And effective.
I was actually expecting Agent Hill to add “And it was my blood!”
I’m sure I was wrong, but watching it I didn’t notice any backwards movement. He tuns into the Hulk in the process of jumping into the punch and pow.
Regardless, he hit something that must have weighed hundreds of times more than him (I know it is comic book physics but he is able to walk without buckling the pavement below him (or the decks of a flying airgraft carrier), that was moving at a pretty good clip and brought it to a stop either with no backwards movement or very little.
Again, I’m not bothered by the cartoon physics, just curious about them if they were real.
The Hulk has been portrayed as having varying levels of strength, immovability and invulnerability. How strong, inert and indestructible he is in any given situation is, usually, exactly as much as he needs to be. If you must think of it in terms of math, think of him as an infinitely-powerful positive feedback situation.
Remember his original origin story: He was struck with the just-outside-ground-zero radiation wave, thermal flash and impact wave of a gamma ray (atom) bomb, in Banner form, and didn’t die. To me, that is why, when he ate a bullet, the Hulk spit it out, and why he’s able to inhale one breath as Banner and exhale as the Hulk, then stop a multi-ton flying alien cockroach with one punch.
I suppose anything is possible in a comic book movie, but I don’t think this is likely.
It would be one hell of a manipulative move to pull on a group of people you may want to work with in the future. If any of them finds out he wasn’t actually dead, you’re not going to be high on their list of “People I can Trust in the Sequel”.
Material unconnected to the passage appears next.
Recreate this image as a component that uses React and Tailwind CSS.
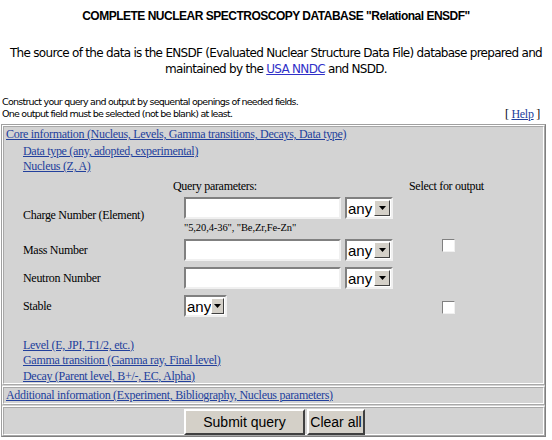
import React from 'react';

const serif = { fontFamily: '"Liberation Serif", "Times New Roman", serif' };

function TextBox({ w = 'w-[157px]' }) {
  return (
    <div className={`${w} h-[22px] bg-white border-2 border-t-[#808080] border-l-[#808080] border-b-[#f0f0f0] border-r-[#f0f0f0]`} />
  );
}

function AnySelect({ w = 'w-[48px]' }) {
  return (
    <div className={`${w} h-[22px] bg-white border-2 border-t-[#808080] border-l-[#808080] border-b-[#f0f0f0] border-r-[#f0f0f0] flex items-center justify-between`}>
      <span className="pl-[1px] text-[15px] leading-none text-black tracking-normal font-['Liberation_Sans',Arial,sans-serif]">any</span>
      <span className="w-[16px] h-[16px] mr-[1px] bg-[#d4d0c8] border border-t-white border-l-white border-b-[#404040] border-r-[#404040] flex items-center justify-center">
        <svg width="7" height="4" viewBox="0 0 7 4"><path d="M0 0h7L3.5 4z" fill="#000" /></svg>
      </span>
    </div>
  );
}

function Check() {
  return <div className="w-[13px] h-[13px] bg-white border border-t-[#808080] border-l-[#808080] border-b-[#f0f0f0] border-r-[#f0f0f0]" />;
}

function Link({ children }) {
  return <a href="#" className="text-[#22409c] underline">{children}</a>;
}

const outset = 'border border-t-white border-l-white border-b-[#a8a8a8] border-r-[#a8a8a8]';
const inset = 'border border-t-[#a8a8a8] border-l-[#a8a8a8] border-b-white border-r-white';

export default function App() {
  return (
    <div className="w-[552px] h-[440px] bg-white overflow-hidden text-black">
      <div className="pt-[7px] text-center font-bold text-[12px] font-['Liberation_Sans',Arial,sans-serif] tracking-[-0.5px]">
        COMPLETE NUCLEAR SPECTROSCOPY DATABASE "Relational ENSDF"
      </div>
      <div className="mt-[20px] text-center text-[12px] leading-[16px] font-['DejaVu_Sans',Verdana,sans-serif] tracking-[-0.7px]">
        The source of the data is the ENSDF (Evaluated Nuclear Structure Data File) database prepared and<br />
        maintained by the <a href="#" className="text-[#3030c8] underline">USA NNDC</a> and NSDD.
      </div>
      <div className="mt-[19px] px-[2px] flex justify-between items-end text-[9.5px] leading-[12px] font-['DejaVu_Sans',Verdana,sans-serif] tracking-[-0.75px]">
        <div>
          Construct your query and output by sequental openings of needed fields.<br />
          One output field must be selected (not be blank) at least.
        </div>
        <div className="pr-[10px] text-[12px] tracking-[-0.3px]" style={serif}>
          [ <Link>Help</Link> ]
        </div>
      </div>

      <div className="mt-[4px] ml-[1px] w-[545px] bg-[#d3d3d3] border border-t-[#a0a0a0] border-l-[#a0a0a0] border-b-[#808080] border-r-[#808080] text-[12px] leading-[15px] tracking-[-0.3px]" style={serif}>
        <div className={outset}>
          <div className={`h-[258px] ${inset}`}>
            <div className="pl-[2px] pb-[2px]"><Link>Core information (Nucleus, Levels, Gamma transitions, Decays, Data type)</Link></div>
            <div className="pl-[19px]">
              <div><Link>Data type (any, adopted, experimental)</Link></div>
              <div><Link>Nucleus (Z, A)</Link></div>
            </div>
            <div className="grid grid-cols-[169px_236px_1fr] mt-[5px]">
              <div />
              <div>Query parameters:</div>
              <div>Select for output</div>
            </div>
            <div className="grid grid-cols-[180px_258px_1fr] items-center mt-[3px]">
              <div className="pl-[19px]">Charge Number (Element)</div>
              <div>
                <div className="flex gap-[4px]"><TextBox /><AnySelect /></div>
                <div className="text-[10.5px] leading-[11px] mt-[3px] tracking-[-0.1px]">"5,20,4-36", "Be,Zr,Fe-Zn"</div>
              </div>
              <div />
            </div>
            <div className="grid grid-cols-[180px_258px_1fr] items-center mt-[6px]">
              <div className="pl-[19px]">Mass Number</div>
              <div className="flex gap-[4px]"><TextBox /><AnySelect /></div>
              <div className="self-start"><Check /></div>
            </div>
            <div className="grid grid-cols-[180px_258px_1fr] items-center mt-[6px]">
              <div className="pl-[19px]">Neutron Number</div>
              <div className="flex gap-[4px]"><TextBox /><AnySelect /></div>
              <div />
            </div>
            <div className="grid grid-cols-[180px_258px_1fr] items-center mt-[6px]">
              <div className="pl-[19px]">Stable</div>
              <div className="flex"><AnySelect w="w-[43px]" /></div>
              <div className="pt-[3px]"><Check /></div>
            </div>
            <div className="pl-[19px] mt-[21px]">
              <div><Link>Level (E, JPI, T1/2, etc.)</Link></div>
              <div><Link>Gamma transition (Gamma ray, Final level)</Link></div>
              <div className="mt-[1px]"><Link>Decay (Parent level, B+/-, EC, Alpha)</Link></div>
            </div>
          </div>
        </div>
        <div className={`mt-[1px] ${outset}`}>
          <div className={`h-[17px] pl-[2px] ${inset}`}>
            <Link>Additional information (Experiment, Bibliography, Nucleus parameters)</Link>
          </div>
        </div>
        <div className={`mt-[1px] ${outset}`}>
          <div className={`h-[28px] pt-[1px] pl-[180px] flex gap-[2px] ${inset}`}>
            <button className="w-[121px] h-[26px] bg-[#d4d0c8] border-2 border-t-white border-l-white border-b-[#404040] border-r-[#404040] text-[14px] tracking-normal font-['Liberation_Sans',Arial,sans-serif]">Submit query</button>
            <button className="w-[58px] h-[26px] bg-[#d4d0c8] border-2 border-t-white border-l-white border-b-[#404040] border-r-[#404040] text-[14px] tracking-normal font-['Liberation_Sans',Arial,sans-serif]">Clear all</button>
          </div>
        </div>
      </div>
    </div>
  );
}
Also, it’d be a hell of a thing to do to a guy’s collection of vintage cards if you knew he was still alive.
And given his mass, his terminal velocity would be WAY higher than your typical skydiver, which gives him less time to execute horizontal movement.
Hulk did move backwards. He punched the face of the thing down into the ground and then slid about twenty feet backwards, feet digging in, the entire surface area of the lower half of the beast’s face digging in as well. This didn’t stop the creature, it just flipped end-over-end as it’s front end got caught and the momentum carried the rest of the creature up and over the Hulk and its own half-buried face. Once that happened enough of a curve was put into its battle armor that Iron Man could put a missile into the soft inner bits and blow it up before it squashed the rest of the team.
Enjoy,
Steven
I think they were more like a depiction of the relationship between Joss Whedon and any set of TV/Film executives…
Dang, I never really cared much about Thanos.
Not in the version I saw
I went to see it last night, and I had heard about the second after credits piece so stayed around, but it wasn’t there.
As to the actual movie itself, I’m a comic geek from way back, and I absolutely adored this movie. So much that I happily ignored the few minor ‘that doesn’t make sense bits’
The dialogue was just quintessential Whedon, and I loved some of the nods to otherwise minor canon bits that many other directors would have ignored or not known about.
Re: Iron Man’s Legolas line
Both times I saw the movie that line didn’t get much of a laugh from anyone but me. Posters here are saying they didn’t hear it.
I think that has a lot to do with the fact that Robert Downey Jr. did not pronounce it the same way it is pronounced in the recent Lord of the Rings movies. He pronounces it “LEE-go-las”. I think because of the alternate pronunciation people are missing it.
Ummm…am I being whooshed? Didn’t Galileo disprove that notion?
The audience I saw it with laughed. My audience was largely Latino and Asian families (that’s my neighborhood).
Nope. In the presence of air resistance, a heavier object will have a greater terminal velocity than a lighter object of similar size and shape. Terminal velocity is reached when air resistance equals weight. The heavier object has to reach a greater speed in order for the air resistance to equal its weight.
Why did Tony Stark call Thor “Point Break”? Is it a reference to the Keanau Reeves movie?
As far as the Hulk, remember tht deep down, he IS Banner. Yes, he’s Banner’s rage personified. But he does have the same basic motivations as Banner: the same likes, loves, and enemies. Banner was angry at SHIELD, so the Hulk viewed it as his enemy, possibly including Black Widow (or she was just there).
Yup. Though he was referring to Patrick Swayze’s character.
It was added just before the US release, so if you’re not in the US, you didn’t get to see it. I have no idea why they did it that way, though.
First rule of science: What you actually observe is true, no matter who tells you it isn’t. Ever see a feather fall? It really does fall very slowly. If you’ve got a notion of physics that says that isn’t so, then you’re misapplying it.
A feather has more air resistance. But we aren’t talking about a feather here…more the difference between a man and tank. Both would have the same terminal velocity, would they not?
Well, now I feel a little better. I saw the Thanos scene but in our Montreal theater, the lights came up immediately afterward, suggesting that was it.